When we imagine a successful person, we immediately visualize someone who is famous for their talent or looks, who owns half the city of New York, or who has a bank account the size of Texas. Culture has ingrained in our heads that this is what it means to be a success – have lots, do lots, and be lots. However, only a small percentage of the world came claim all these “lots.” So where does that leave the rest of us average little people who can’t claim all this stuff?
Thankfully, God hasn’t left us “average” people on the side-lines, forgotten and unappreciated. His view of success is quite a bit different than ours, and applies to everyone, not just an elite group of people. One day we all will stand before God and give an account of our lives. Gone are the diplomas, trophies, bank accounts, and fans. Stripped of all the world claims as important and successful, we will stand naked before the God of the universe (2 Corinthians 5:10). The question is, will God appreciate our efforts toward being successful? Will all that cash, popularity, and property mean much to God the day we stand before Him?
When we read through I Corinthians 3:11-17, we find that there are some things that will stand the testing of God’s fire, and some things that will burn in its heat. Comparing our lives against a quick checklist can decide whether we’ll have anything left after God’s test. Did becoming the world’s richest person bring God glory or simply satisfy ourselves? Was all the power we had for our gain or God’s? When we flashed our smile in front of flashing cameras, was it for us or for the Kingdom of God? If the answer is that it was for our glory then we know there won’t be anything left on that “foundation.” All that stuff was just “wood, hay, and straw,” no match for a blaze.

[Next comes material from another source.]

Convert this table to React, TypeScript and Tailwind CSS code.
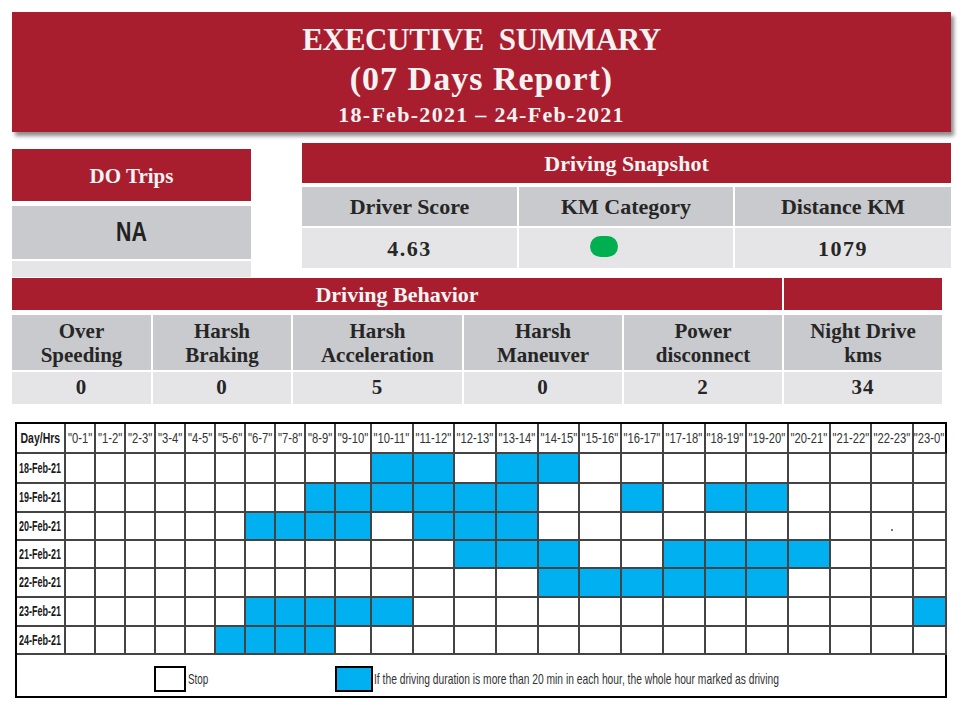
import React from "react";

const hours = Array.from({ length: 24 }, (_, i) => `${i}-${(i + 1) % 24}`);

const days: { label: string; blue: number[] }[] = [
  { label: "18-Feb-21", blue: [10, 11, 13, 14] },
  { label: "19-Feb-21", blue: [8, 9, 10, 11, 12, 13, 16, 18, 19] },
  { label: "20-Feb-21", blue: [6, 7, 8, 9, 11, 12, 13] },
  { label: "21-Feb-21", blue: [12, 13, 14, 17, 18, 19, 20] },
  { label: "22-Feb-21", blue: [14, 15, 16, 17, 18, 19] },
  { label: "23-Feb-21", blue: [6, 7, 8, 9, 10, 23] },
  { label: "24-Feb-21", blue: [5, 6, 7, 8] },
];

const behavior: { top: string; bottom: string; value: string }[] = [
  { top: "Over", bottom: "Speeding", value: "0" },
  { top: "Harsh", bottom: "Braking", value: "0" },
  { top: "Harsh", bottom: "Acceleration", value: "5" },
  { top: "Harsh", bottom: "Maneuver", value: "0" },
  { top: "Power", bottom: "disconnect", value: "2" },
  { top: "Night Drive", bottom: "kms", value: "34" },
];

export default function App() {
  return (
    <div className="w-[962px] h-[708px] bg-white overflow-hidden pt-[12px] font-['Liberation_Serif','Times_New_Roman',serif]">
      {/* Banner */}
      <div className="ml-[12px] w-[939px] h-[120px] bg-[#a91e2f] shadow-[3px_4px_4px_rgba(0,0,0,0.45)] flex flex-col items-center pt-[10px] text-[#f5f2f2] font-bold">
        <div className="text-[31px] leading-[36px] tracking-[-0.3px] whitespace-pre">EXECUTIVE  SUMMARY</div>
        <div className="text-[34px] leading-[41px] tracking-[1px]">(07 Days Report)</div>
        <div className="text-[22px] leading-[31px] tracking-[1.3px]">18-Feb-2021 – 24-Feb-2021</div>
      </div>

      {/* Row 2 */}
      <div className="flex items-start mt-[11px]">
        <div className="ml-[12px] mt-[6px] w-[239px] flex flex-col">
          <div className="h-[52px] bg-[#a91e2f] flex items-center justify-center pt-[3px] text-[21px] font-bold text-[#f7f4f4]">
            DO Trips
          </div>
          <div className="mt-[5px] h-[53px] bg-[#c9cacd] flex items-center justify-center">
            <span className="inline-block scale-x-[0.79] font-['Liberation_Sans',Arial,sans-serif] font-bold text-[27px] text-[#222]">
              NA
            </span>
          </div>
          <div className="mt-[2px] h-[16px] bg-[#e5e5e7]" />
        </div>

        <div className="ml-[51px] w-[649px] flex flex-col">
          <div className="h-[40px] bg-[#a91e2f] flex items-center justify-center text-[22px] font-bold text-[#f7f4f4]">
            Driving Snapshot
          </div>
          <div className="mt-[4px] grid grid-cols-[215px_214px_216px] gap-x-[2px] text-[22px] font-bold text-[#262626]">
            <div className="h-[39px] bg-[#c9cacd] flex items-center justify-center">Driver Score</div>
            <div className="h-[39px] bg-[#c9cacd] flex items-center justify-center">KM Category</div>
            <div className="h-[39px] bg-[#c9cacd] flex items-center justify-center">Distance KM</div>
          </div>
          <div className="mt-[2px] grid grid-cols-[215px_214px_216px] gap-x-[2px] text-[22px] font-bold text-[#262626] tracking-[1.5px]">
            <div className="h-[40px] bg-[#e5e5e7] flex items-center justify-center">4.63</div>
            <div className="h-[40px] bg-[#e5e5e7] flex items-center pl-[71px] pb-[4px]">
              <div className="w-[28px] h-[21px] rounded-full bg-[#00b050]" />
            </div>
            <div className="h-[40px] bg-[#e5e5e7] flex items-center justify-center">1079</div>
          </div>
        </div>
      </div>

      {/* Driving Behavior */}
      <div className="ml-[12px] mt-[1px] w-[930px]">
        <div className="grid grid-cols-[139px_138px_169px_158px_158px_158px] gap-x-[2px]">
          <div className="col-span-5 h-[32px] bg-[#a91e2f] flex items-center justify-center text-[22px] font-bold text-[#f7f4f4]">
            Driving Behavior
          </div>
          <div className="h-[32px] bg-[#a91e2f]" />
        </div>
        <div className="mt-[5px] grid grid-cols-[139px_138px_169px_158px_158px_158px] gap-x-[2px] text-[21px] leading-[24px] font-bold text-[#262626]">
          {behavior.map((b, i) => (
            <div key={i} className="h-[55px] bg-[#c9cacd] flex flex-col items-center justify-center text-center">
              <span>{b.top}</span>
              <span>{b.bottom}</span>
            </div>
          ))}
        </div>
        <div className="mt-[2px] grid grid-cols-[139px_138px_169px_158px_158px_158px] gap-x-[2px] text-[21px] font-bold text-[#262626] tracking-[1px]">
          {behavior.map((b, i) => (
            <div key={i} className="h-[32px] bg-[#e5e5e7] flex items-center justify-center">
              {b.value}
            </div>
          ))}
        </div>
      </div>

      {/* Hour grid */}
      <div className="ml-[15px] mt-[18px] w-fit border-l-2 border-t-2 border-black grid grid-cols-[49px_repeat(9,30px)_36px_repeat(13,41.7px)_33px] grid-rows-[30px_30px_29px_28px_28px_29px_29px_28px_43px] font-['Liberation_Sans',Arial,sans-serif] bg-white">
        <div className="flex items-center justify-center border-r-2 border-b-2 border-[#444] overflow-hidden">
          <span className="inline-block whitespace-nowrap text-[15px] font-bold scale-x-[0.7] text-[#1a1a1a]">Day/Hrs</span>
        </div>
        {hours.map((h, i) => (
          <div
            key={h}
            className={
              i === 23
                ? "flex items-center justify-center border-r-2 border-b-2 border-[#444] border-r-black overflow-hidden"
                : "flex items-center justify-center border-r-2 border-b-2 border-[#444] overflow-hidden"
            }
          >
            <span className="inline-block whitespace-nowrap text-[14px] scale-x-[0.8] text-[#333]">"{h}"</span>
          </div>
        ))}
        {days.map((d) => (
          <React.Fragment key={d.label}>
            <div className="flex items-center justify-center border-r-2 border-b-2 border-[#444] overflow-hidden">
              <span className="inline-block whitespace-nowrap text-[15px] font-bold scale-x-[0.6] text-[#1a1a1a]">{d.label}</span>
            </div>
            {hours.map((h, i) => (
              <div
                key={h}
                className={
                  d.blue.includes(i)
                    ? "border-r-2 border-b-2 border-[#444] bg-[#00b0f0]"
                    : "border-r-2 border-b-2 border-[#444] bg-white flex items-center justify-center"
                }
              >
                {d.label === "20-Feb-21" && i === 22 ? (
                  <div className="w-[2px] h-[2px] mt-[8px] bg-[#777]" />
                ) : null}
              </div>
            ))}
          </React.Fragment>
        ))}
        <div className="col-span-full border-r-2 border-b-2 border-black flex items-center pl-[137px] pt-[7px] text-[15px] text-[#333] overflow-hidden">
          <div className="w-[181px] shrink-0 flex items-center">
            <div className="w-[32px] h-[26px] border-2 border-black bg-white shrink-0" />
            <span className="ml-[2px] inline-block origin-left scale-x-[0.66] whitespace-nowrap">Stop</span>
          </div>
          <div className="shrink-0 flex items-center">
            <div className="w-[38px] h-[26px] border-2 border-black bg-[#00b0f0] shrink-0" />
            <span className="ml-[1px] inline-block origin-left scale-x-[0.685] whitespace-nowrap">
              If the driving duration is more than 20 min in each hour, the whole hour marked as driving
            </span>
          </div>
        </div>
      </div>
    </div>
  );
}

On the other hand, if everything we pursued pointed to Jesus and gave Him the glory, what’s left on the foundation will be quite a bit different. Gold, silver, and precious stones have the strength to go untouched by fire. When the blaze is doused, they will still be there, sparkling and precious to God because it was done for Him.
The temptation is to look at our lives and question our worth. When everyone claims that true success comes from a Bill Gates bank account or a Jennifer Aniston filmography, we need to stop and consider whose standard matters most. In the end, we won’t be answering to a panel of judges or a financial institute. We will be answering to God, our Creator and the “author and finisher of our faith” (Hebrews 12:2). He alone decides our eternity. More than anything, our cry should be not for worldly success, but to hear our Father God say, “Well done, good and faithful servant; you were faithful over a few things, I will make you ruler over many things. enter into the joy of the Lord.” (Matthew 25:21).